Where nature's bounty is in her art

Radhika Sachdev
 
She is insinuated with the infinite textures and vibrancy of rock pigments. A practitioner of the Japanese art of Nihonga, Madhu Jain's current passion is Rajasthan, painted in all its vibrant colours.
 
"My experiences in Japan, study of the Japanese language and their deeply meditative psyche made me realise how closely and minutely Japanese reproduce nature in their art," she says. Originally working only in oils and acrylic, Jain got hooked to rock pigments and the Japanese handmade papermache during her three-and-a-half-year stay in the country (1994-97) when her husband was posted there as a minister in the Indian embassy.
 
She even took a formal course in Sumi-e (ink painting) and Nihonga from the Japanese masters and later participated in many groups and solo exhibitions in India and Japan.

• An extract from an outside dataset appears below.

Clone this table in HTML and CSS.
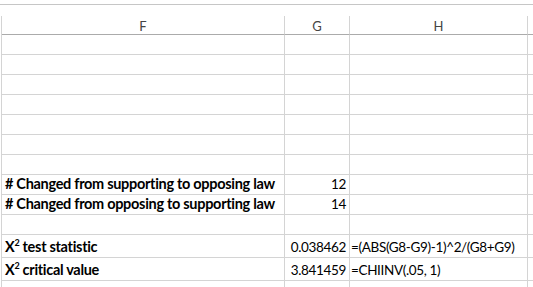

Her work has been selected for display at the premier Tokyo Metropolitan Museum of Art for four consecutive years, now.
 
Although Nihonga is a Japanese art form, Jain believes it originated in India and later travelled to Japan from Ajanta and Ellora caves, as the same materials -- mineral dyes and vegetable pigments -- have been used in these cave paintings.
 
At present, holding an exhibition at the Lalit Kala Academy, titled Pathar Ke Rangon Se (With the Colour of Rocks), Jain uses finely graded rock pigments for her paintings, ordered straight from Japan. Of myriad textures, the pigments are derived from exotic natural minerals. Sumi, or black ink, for instance, is processed from the carbon obtained from burning pinewood and rapeseed oil, finally kneaded with animal glue. Gofun is the white pigment derived from clam and oyster shells.
 
Jain crushes these shells with a stone mill and dries it naturally on wooden boards. Later when she uses the pigment on the painting, the effect is a true replica of nature.
 
For red, Jain uses Enji or cochineal red that is made from secretions of the lac larvae and female cochineal insects. Other interesting ingredients are the Japanese gold and silver leafs, called kin and gin that are the thinnest in the world. "The leaves are rubbed into animal glue, called Nikawa, and have to be deftly applied in a single-stroke, or they crumble," she explains.
 
The animal glue is the binding material for all pigments. It's extracted from hides boiled in water and the extracted liquid poured and moulded into gelatin-like sticks called sanzenbon. Even the brushes she uses are specials, made from thick sable hair that can hold plenty of pictures. "Although the process is quite tedious, the final results are quite satisfying," she explains. "Over 15,000 gradations of colours are possible with these pigments, the finer the powder, the lighter the colour, she adds.
 
The multi-layering of the colours also gives a 3-D effect. This can be easily observed in all her paintings. The white plumage on the pigeon, for instance, looks and even feels soft and feathery. Jain has used the finest graded shell powder on the plumage. "Another concept that I love in Japanese art is called 'spacing'," declares Jain. "Everything in America is jumbo-sized. In contrast, in Japan, a whole image is conveyed through miniatures. Yet, the Japanese are such perfectionists, they pay attention to the minutest detail," she adds.
 
This same attention to details can be picked in Jain's images of Rajasthan. At a glance, one can discern the 'body' and the 'volume' that her brush strokes give to the skirts or the pitchers on the heads of Rajasthani women. A few faces convey the whole milieu of Pushkar mela, just as an oasis is conveyed through two bamboo twigs swaying in the desert breeze."
  
"Experimenting with Nihonga has brought me even closer to nature," says Jain, who also dabbles in gardening and artificial bonsai.